Saudi America by Bethany McLean
Author:Bethany McLean
Language: eng
Format: epub
ISBN: 9780999745458
Publisher: Columbia Global Reports
Published: 2018-07-17T16:00:00+00:00
Exporting natural gas requires the Energy Department to review LNG export permit applications in order to ensure that they are in the nation’s best interest, but exporting oil required Congressional action. The first member of Congress to call for a repeal of the ban was Republican Senator Lisa Murkowski of Alaska, who did so in early 2014. She was soon joined by a chorus of voices, such as New York Times columnist Thomas Friedman, who argued in an op-ed that “nothing would make us stronger and Putin and ISIS weaker.” His point was that lifting the ban would “significantly dent the global high price of oil,” thereby weakening regimes that depended on high oil prices.

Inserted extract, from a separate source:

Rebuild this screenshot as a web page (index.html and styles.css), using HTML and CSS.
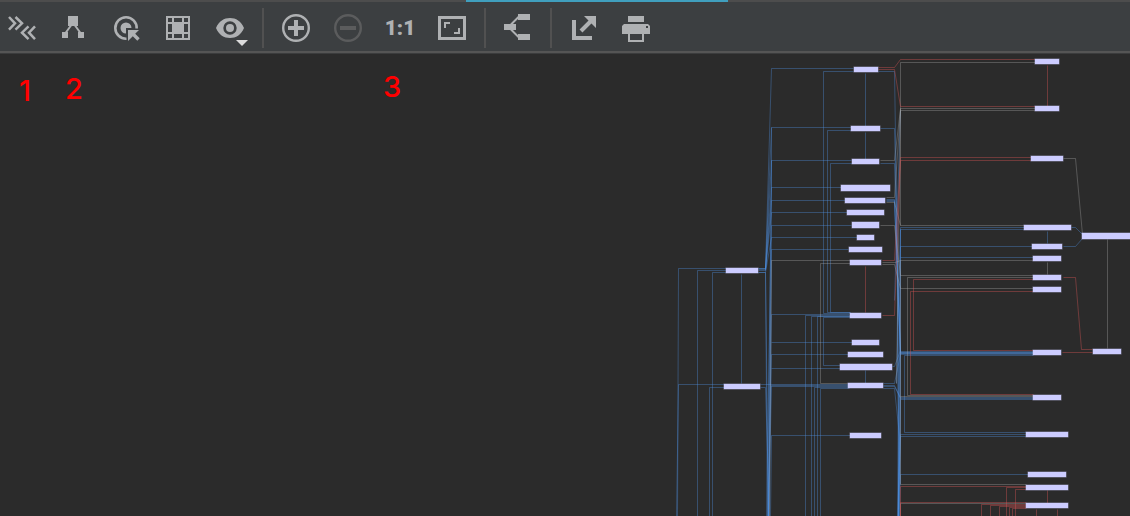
FILE: index.html
```html
<!DOCTYPE html>
<html lang="en">
<head>
<meta charset="utf-8">
<title>Diagram</title>
<link rel="stylesheet" href="styles.css">
</head>
<body>
<div class="tab-strip"><div class="tab-active"></div></div>
<header class="toolbar">
  <button class="tool" aria-label="Collapse"><svg viewBox="0 0 40 40"><path class="line" stroke-width="2.500" d="M7 9l6 6.300-6 6.300M13.500 9l6.500 6.300-6.500 6.300M26.500 18.300l-6.500 6.400 6.500 6.400M33 18.300l-6 6.400 6 6.400"/></svg></button>
  <button class="tool" aria-label="Layout"><svg viewBox="0 0 40 40"><path d="M14 8h10v10H14zM8 24h6v6H8zM24 24h6v6h-6z"/><path class="line" stroke-width="2" d="M17 17.500L11.500 25M21 17.500L26.500 25"/></svg></button>
  <button class="tool" aria-label="Select source"><svg viewBox="0 0 40 40"><path class="line" stroke-width="2.600" d="M20.500 30.700A10.700 10.700 0 1 1 30.700 20.500"/><path d="M20 25.500A5.500 5.500 0 1 1 25.500 20H20zM22 22h11l-3.800 3.800 4.500 4.500-2.400 2.400-4.500-4.500L22 33z"/></svg></button>
  <button class="tool" aria-label="Show grid"><svg viewBox="0 0 40 40"><path fill-rule="evenodd" d="M8 8h24v24H8zM10 10v4h4v-4zM16 10v4h8v-4zM26 10v4h4v-4zM10 16v8h4v-8zM26 16v8h4v-8zM10 26v4h4v-4zM16 26v4h8v-4zM26 26v4h4v-4z"/></svg></button>
  <button class="tool" aria-label="Visibility"><svg viewBox="0 0 40 40"><path fill-rule="evenodd" d="M6 20C9 13 14 10 20 10S31 13 34 20C31 27 26 30 20 30S9 27 6 20zM20 13.300a6.700 6.700 0 1 0 0 13.400a6.700 6.700 0 0 0 0-13.400z"/><circle cx="20" cy="20" r="4"/><path class="caret" d="M26 32h12l-6 6z"/></svg></button>
  <span class="sep"></span>
  <button class="tool" aria-label="Zoom in"><svg viewBox="0 0 40 40"><circle class="line" cx="20" cy="20" r="12.800" stroke-width="2.400"/><path d="M12 18h6v-6h4v6h6v4h-6v6h-4v-6h-6z"/></svg></button>
  <button class="tool" aria-label="Zoom out" disabled><svg viewBox="0 0 40 40"><circle class="line" cx="20" cy="20" r="12.800" stroke-width="2.400"/><path d="M12 18h16v4H12z"/></svg></button>
  <button class="tool actual">1:1</button>
  <button class="tool" aria-label="Fit content"><svg viewBox="0 0 40 40"><path class="line" stroke-width="3" d="M7.500 9.500h25v21h-25z"/><path class="line" stroke-width="2" d="M13 20v-5h5M27 20v5h-5"/></svg></button>
  <span class="sep"></span>
  <button class="tool" aria-label="Apply layout"><svg viewBox="0 0 40 40"><path d="M6 16h12v6H6zM20 6h12v6H20zM20 26h12v6H20z"/><path class="line" stroke-width="2" d="M13 16.500L20.500 9M13 21.500L20.500 29"/></svg></button>
  <span class="sep"></span>
  <button class="tool" aria-label="Export"><svg viewBox="0 0 40 40"><path d="M8 12h4v16h16v4H8zM20 8h12v12z"/><path class="line" stroke-width="4" d="M17 23L28 12"/></svg></button>
  <button class="tool" aria-label="Print"><svg viewBox="0 0 40 40"><path fill-rule="evenodd" d="M12 8h16v6H12zM8 16h24l2 2v8h-6v8H12v-8H6v-8zM14 26v6h12v-6zM30 18v2h2v-2z"/></svg></button>
</header>
<main class="canvas">
<svg class="diagram" role="img" aria-label="Dependency diagram">
<g transform="translate(0.500 -53.500)">
<g class="edges blue">
<path d="M726 268H678L677 516"/><path d="M726 270H697V516"/><path d="M726 272H712V516"/><path d="M741 274V383"/>
<path d="M724 384H678L676 516"/><path d="M724 387H709V516"/><path d="M760 387H765L769 516"/><path d="M760 384H849"/>
<path d="M758 268H765L771 68H853"/><path d="M758 268H765L771 127H851"/><path d="M758 269H765L771 160H851"/>
<path d="M765 269L771 187H841"/><path d="M758 270H765L771 200H845"/><path d="M765 270L771 212H847"/>
<path d="M771 225H851"/><path d="M758 272H765L771 237H857"/><path d="M771 249H848"/>
<path d="M758 272H765L768 516"/><path d="M765 272L767 516"/>
<path d="M771 127V200L766 516"/><path d="M771 160L767 516"/><path d="M771 225L768 516"/><path d="M771 249L768 516"/>
<path d="M849 314H771L768 516"/><path d="M852 342H771"/><path d="M848 354H771L768 516"/><path d="M840 368H771"/><path d="M849 385H771L768 516"/><path d="M849 386H771"/><path d="M850 435H771L770 516"/>
<path d="M853 71H823V313H850"/><path d="M851 130H827V312H850"/><path d="M852 163H830V312H850"/>
<path d="M850 315H805V516"/><path d="M850 316H811V516"/><path d="M850 316H817V516"/><path d="M850 317H823V365H840"/><path d="M849 387H814V516"/><path d="M849 388H820V516"/>
<path d="M865 73V126"/><path d="M865 132V159"/><path d="M865 370V383"/>
<path d="M878 71H894L896 200L899 516"/><path d="M880 128H894L897 250L898 516"/><path d="M880 163H894L900 351"/>
<path d="M886 199H894L900 352H1033"/><path d="M886 200H894L900 353H1033"/><path d="M886 201H894L900 354H1033"/><path d="M900 351H1033"/><path d="M900 352H1033"/><path d="M900 353H1033"/>
<path d="M900 229L897 516"/><path d="M900 110L894 300"/>
<path d="M1024 227H900L896 383"/><path d="M1024 229H900V352"/><path d="M1032 246H900L898 516"/><path d="M1033 257H900"/>
<path d="M892 366H894L900 350"/><path d="M883 383H894L900 354"/><path d="M883 385H894L900 397H1033"/><path d="M883 386H894L900 398H1033"/><path d="M883 388H894L899 436L898 516"/>
<path d="M1033 399H900L898 516"/><path d="M1033 355H904V432H1026"/><path d="M1026 434H900L898 516"/><path d="M1026 436H900L897 516"/><path d="M1028 474H900L899 516"/>
<path d="M900 352L898 516"/><path d="M900 353V484"/>
<path d="M1047 231V243"/><path d="M1071 227H1075L1082 234"/><path d="M1063 246H1075L1082 238"/>
</g>
<g class="edges gray">
<path d="M850 260H771L769 516"/><path d="M850 263H820V383H849"/>
<path d="M880 160H894L900 108H1035"/><path d="M886 197H894L900 110H1035"/><path d="M886 202H894L900 225"/>
<path d="M1035 62H900V225H1024"/><path d="M880 225H894L900 275H1033"/><path d="M882 262H895L900 260H1033"/><path d="M882 264H894L900 288H1033"/>
<path d="M1033 277H907V395H1033"/><path d="M1033 396H900V260"/><path d="M900 108L896 383"/><path d="M900 396V484H1026"/><path d="M1026 503H900V516"/>
<path d="M1047 262V274"/><path d="M1063 158H1075L1082 234"/><path d="M1107 239V348"/>
</g>
<g class="edges red">
<path d="M878 67H894L900 59H1035"/><path d="M878 69H894L900 106H1035"/><path d="M882 260H894L900 157H1031"/><path d="M882 315H894L900 160H1031"/>
<path d="M865 266V312"/><path d="M1047 65V106"/><path d="M1033 279H913V350H1033"/><path d="M1033 291H910V394H1033"/>
<path d="M1063 277H1075L1081 349H1092"/><path d="M1062 352H1092"/>
<path d="M1026 486H900V516"/><path d="M1026 487H1006V516"/><path d="M1026 489H1015V516"/><path d="M1026 502H900V516"/>
<path d="M1026 504H981V516"/><path d="M1026 505H990V516"/><path d="M1026 506H999V516"/><path d="M1026 507H1009V516"/><path d="M1026 508H1012V516"/>
<path d="M1047 490V503"/><path d="M1036 509V516"/><path d="M1057 509V516"/>
</g>
</g>
<g class="nodes" transform="translate(0 -54)">
<rect x="726" y="268" width="32" height="5"/><rect x="724" y="384" width="36" height="5"/>
<rect x="854" y="67" width="24" height="5"/><rect x="851" y="126" width="29" height="5"/><rect x="852" y="159" width="27" height="5"/><rect x="841" y="185" width="49" height="6"/><rect x="845" y="198" width="40" height="5"/><rect x="847" y="210" width="37" height="5"/><rect x="852" y="222" width="27" height="6"/><rect x="857" y="235" width="17" height="5"/><rect x="849" y="247" width="33" height="5"/><rect x="850" y="260" width="31" height="5"/><rect x="850" y="313" width="31" height="5"/><rect x="852" y="340" width="27" height="5"/><rect x="848" y="352" width="35" height="5"/><rect x="840" y="364" width="52" height="6"/><rect x="848" y="383" width="35" height="5"/><rect x="850" y="433" width="31" height="5"/>
<rect x="1035" y="59" width="24" height="5"/><rect x="1035" y="106" width="24" height="5"/><rect x="1031" y="156" width="32" height="5"/><rect x="1024" y="225" width="47" height="5"/><rect x="1032" y="244" width="30" height="5"/><rect x="1033" y="256" width="28" height="5"/><rect x="1033" y="275" width="28" height="5"/><rect x="1033" y="287" width="28" height="5"/><rect x="1033" y="350" width="28" height="5"/><rect x="1033" y="395" width="28" height="5"/><rect x="1026" y="432" width="42" height="5"/><rect x="1028" y="472" width="38" height="5"/><rect x="1026" y="485" width="42" height="5"/><rect x="1026" y="503" width="42" height="5"/>
<rect x="1082" y="233" width="60" height="6"/><rect x="1093" y="349" width="28" height="5"/>
</g>
</svg>
<span class="mark mark-1">1</span>
<span class="mark mark-2">2</span>
<span class="mark mark-3">3</span>
</main>
</body>
</html>
```
FILE: styles.css
```css
* { box-sizing: border-box; }
body {
  margin: 0;
  height: 100vh;
  display: flex;
  flex-direction: column;
  overflow: hidden;
  background: #2b2b2b;
  font-family: Roboto, "Liberation Sans", sans-serif;
}
.tab-strip {
  flex: none;
  display: grid;
  grid-template-columns: 466fr 262fr 402fr;
  height: 2px;
  background: #4d4d4d;
}
.tab-active { grid-column: 2; background: #409fbe; }
.toolbar {
  flex: none;
  display: flex;
  gap: 12px;
  padding: 6px 2px 3px;
  background: #3c3f41;
  border-bottom: 2px solid #555555;
}
.tool {
  width: 40px;
  height: 40px;
  flex: none;
  padding: 0;
  border: 0;
  background: none;
  color: #afb1b3;
}
.tool:disabled { color: #5b5c5d; }
.tool svg { display: block; width: 40px; height: 40px; fill: currentColor; }
.tool .line { fill: none; stroke: currentColor; }
.tool .caret { fill: #dcdcdc; }
.tool.actual { font: 900 21px/40px Roboto, "Liberation Sans", sans-serif; }
.sep { width: 2px; flex: none; background: #515151; }
.canvas {
  position: relative;
  flex: 1;
  min-height: 0;
  overflow: hidden;
  border-top: 1px solid #3b3c3d;
}
.diagram { position: absolute; inset: 0; width: 100%; height: 100%; }
.edges { fill: none; stroke-width: 1; }
.blue { stroke: #4f95ea; stroke-opacity: 0.35; }
.gray { stroke: #b4b4b4; stroke-opacity: 0.32; }
.red { stroke: #d85555; stroke-opacity: 0.4; }
.nodes { fill: #ccccff; stroke: #ccccff; stroke-opacity: 0.5; }
.mark {
  position: absolute;
  color: #ff0000;
  font: 500 29px/32px Inter, "Liberation Sans", sans-serif;
}
.mark-1 { left: 19px; top: 21px; }
.mark-2 { left: 65px; top: 19px; }
.mark-3 { left: 383px; top: 17px; }
```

Environmentalists were adamantly opposed to the repeal, with the Sierra Club arguing that it would increase oil drilling and “create yet another consumer giveaway to an already wealthy industry” by causing the price of gasoline to rise. Even the powerful American Petroleum Institute, long the chief lobbying organization for oil and gas producers, was split, because some refiners opposed to lifting the ban—the lower the price they had to pay for crude, the higher their profit margin.
In the spring of 2014, the refiners even formed their own lobbying group called Consumers and Refiners United for Domestic Energy, or CRUDE. “We’re on the cusp of a historic opportunity—finally—to gain energy independence and security, and break through the grip of foreign oil cartels on the U.S. economy,” the lobbyist for CRUDE said. “To smash that opportunity away by all of a sudden exporting crude oil is definitely not in the interest of the United States.”
Later that year, a group of producers countered with their own lobbying group, called Producers for American Crude Oil Exports, or PACE. The coalition hired a longtime lobbyist named George Baker of Williams and Jensen with a single goal in mind: to overturn the ban. Among other things, industry-friendly groups produced studies showing that exports would decrease, rather than increase, the price of gasoline, because exports would help lower the global benchmark price.
In response to the push, the Obama Administration was publicly cagey, saying only that it was a “policy decision” that should be made by the Commerce Department, so the White House wouldn’t support legislation specifically aimed at repealing the ban. When the House passed a bill, President Obama threatened to veto it, arguing that it would further American reliance on fossil fuels.